What this might mean for collectors and small sellers

This sale does not set a universal benchmark for all Poncho/Pretend Pikachu cards, but it does offer some practical takeaways:

  • For character collectors: High-grade Pikachu promos—especially Japanese, limited, and visually distinctive ones—remain highly targeted segments with documented high-end sales.

  • For set builders: Bundling related promos into a cohesive graded set can add value beyond individual card prices, especially when grades and certs are uniform.

  • For small sellers: If you are sitting on raw Poncho/Pretend Pikachu promos, pop reports and high-grade comps justify the time to inspect condition carefully before submitting for grading. Not every copy will justify a submission, but strong candidates in near-flawless condition can be meaningful in PSA 10.
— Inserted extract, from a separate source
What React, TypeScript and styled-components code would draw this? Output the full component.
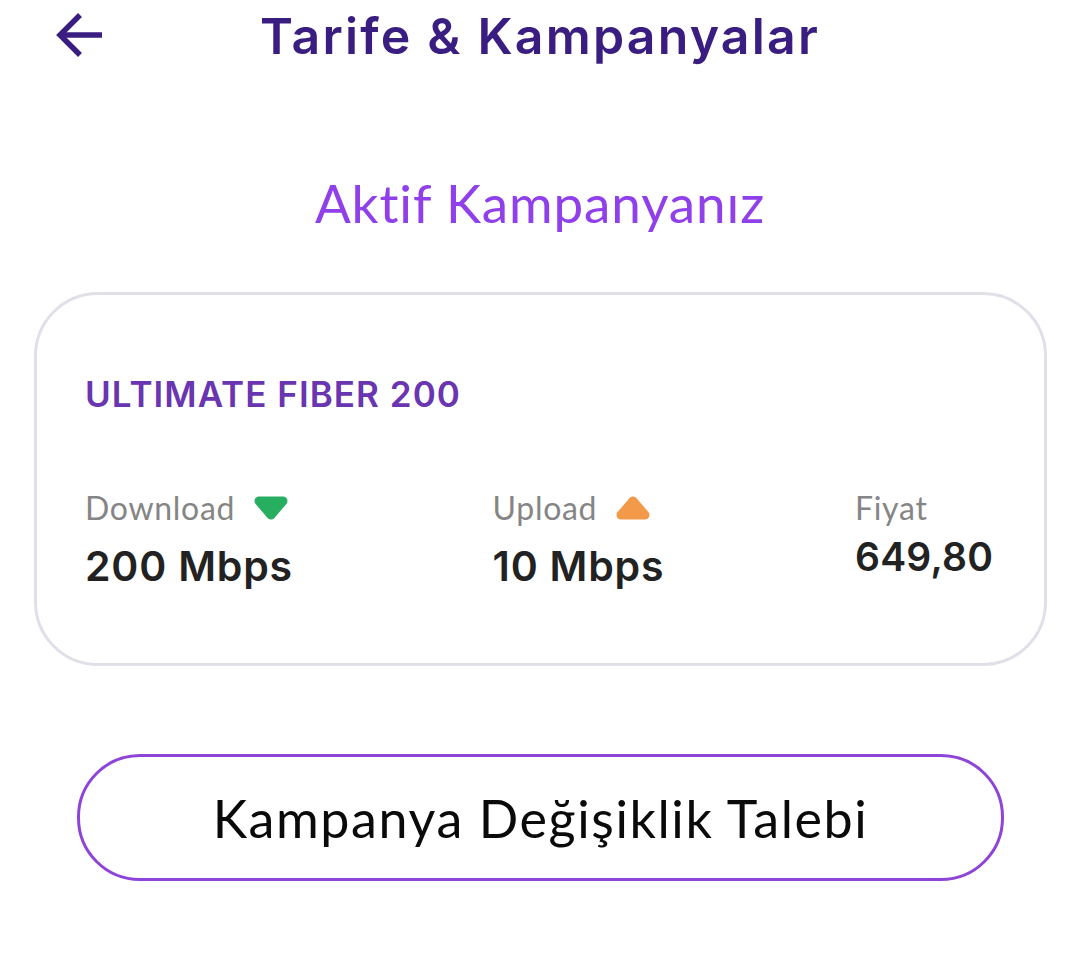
import React from "react"
import styled, { createGlobalStyle } from "styled-components"

const GlobalStyle = createGlobalStyle`
  html, body {
    margin: 0;
    padding: 0;
    background: #fff;
    font-family: "Lato", "Noto Sans", sans-serif;
  }
`

const Page = styled.div`
  width: 1080px;
  height: 968px;
  overflow: hidden;
  background: #fff;
  display: flex;
  flex-direction: column;
`

const Header = styled.header`
  height: 72px;
  padding: 0 0 0 52px;
  display: flex;
  align-items: center;
  color: #3a1d80;
`

const BackButton = styled.button`
  width: 56px;
  height: 56px;
  margin-top: -6px;
  padding: 0;
  border: 0;
  background: none;
  color: inherit;
  display: flex;
`

const Title = styled.h1`
  margin: 0 0 0 152px;
  font-family: "Inter", sans-serif;
  font-size: 50px;
  font-weight: 600;
  line-height: 72px;
  letter-spacing: 2.2px;
  white-space: nowrap;
`

const Subtitle = styled.h2`
  margin: 101px 0 0;
  font-size: 53px;
  font-weight: 400;
  line-height: 60px;
  letter-spacing: 0.9px;
  text-align: center;
  color: #9040ea;
`

const Card = styled.section`
  box-sizing: border-box;
  width: 1013px;
  height: 374px;
  margin: 59px 0 0 34px;
  padding: 77px 48px 0;
  border: 3px solid #dfe0e8;
  border-radius: 64px;
`

const PlanName = styled.div`
  font-family: "Inter", sans-serif;
  font-size: 35px;
  font-weight: 600;
  line-height: 44px;
  color: #6a35b0;
  letter-spacing: 1.05px;
`

const Stats = styled.div`
  margin-top: 75px;
  display: flex;
  justify-content: space-between;
`

const Stat = styled.div<{ $width: number }>`
  width: ${(p) => p.$width}px;
`

const Label = styled.div`
  display: flex;
  align-items: center;
  gap: 18px;
  font-size: 32px;
  line-height: 34px;
  letter-spacing: 0.7px;
  color: #858585;
`

const Value = styled.div<{ $raised?: boolean }>`
  margin-top: ${(p) => (p.$raised ? 7 : 16)}px;
  font-family: "Inter", sans-serif;
  font-size: ${(p) => (p.$raised ? 39 : 41)}px;
  font-weight: 600;
  line-height: 50px;
  letter-spacing: ${(p) => (p.$raised ? 0.2 : 0.8)}px;
  color: #222;
  white-space: nowrap;
`

const Action = styled.button`
  box-sizing: border-box;
  width: 927px;
  height: 127px;
  margin: 88px 0 0 77px;
  border: 3px solid #8e44d8;
  border-radius: 63px;
  background: #fff;
  color: #0a0a0a;
  font-family: "Lato", sans-serif;
  font-size: 52px;
  font-weight: 400;
  letter-spacing: 1.6px;
`

const BackArrow = () => (
  <svg width="56" height="56" viewBox="0 0 56 56" fill="none" stroke="currentColor" strokeWidth="5.5">
    <path d="M9 30 H50" />
    <path d="M28 10 L8 30 L28 50" />
  </svg>
)

const Marker = ({ color, up }: { color: string; up?: boolean }) => (
  <svg width="36" height="26" viewBox="0 0 36 26">
    <path
      d={up ? "M18 6 L30 20 H6 Z" : "M6 6 H30 L18 20 Z"}
      fill={color}
      stroke={color}
      strokeWidth="9"
      strokeLinejoin="round"
    />
  </svg>
)

export default function App() {
  return (
    <Page>
      <GlobalStyle />
      <Header>
        <BackButton aria-label="Geri">
          <BackArrow />
        </BackButton>
        <Title>Tarife &amp; Kampanyalar</Title>
      </Header>
      <Subtitle>Aktif Kampanyanız</Subtitle>
      <Card>
        <PlanName>ULTIMATE FIBER 200</PlanName>
        <Stats>
          <Stat $width={358}>
            <Label>
              Download <Marker color="#27ae60" />
            </Label>
            <Value>200 Mbps</Value>
          </Stat>
          <Stat $width={313}>
            <Label>
              Upload <Marker color="#f2994a" up />
            </Label>
            <Value>10 Mbps</Value>
          </Stat>
          <Stat $width={141}>
            <Label>Fiyat</Label>
            <Value $raised>649,80</Value>
          </Stat>
        </Stats>
      </Card>
      <Action>Kampanya Değişiklik Talebi</Action>
    </Page>
  )
}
  • For new or returning collectors: Use this sale as a reference point—an example of how niche, themed promo runs can build long-term interest. It doesn’t mean any Pikachu card will approach this territory, but it shows how art, scarcity, and curation come together at the top end.

Final thoughts

The 2015-16 Pokémon Japanese XY/Sun & Moon Promo Poncho-Wearing Pikachu / Pretend Pikachu PSA GEM MT 10 collection of seven different cards, with sequential PSA certification numbers, selling for $120,280 at Goldin on February 16, 2026, is a meaningful data point for high-end Pikachu and Japanese promo collectors.

It reinforces a pattern: carefully assembled, visually coherent, top-grade promo runs continue to command respect and strong prices, even as the broader market becomes more selective and data-driven.

As more curated Poncho-Wearing and Pretend Pikachu sets surface in top grade, this sale will likely serve as one of the early reference comps that collectors look back on when evaluating rarity, demand, and perceived value in this corner of the Pokémon market.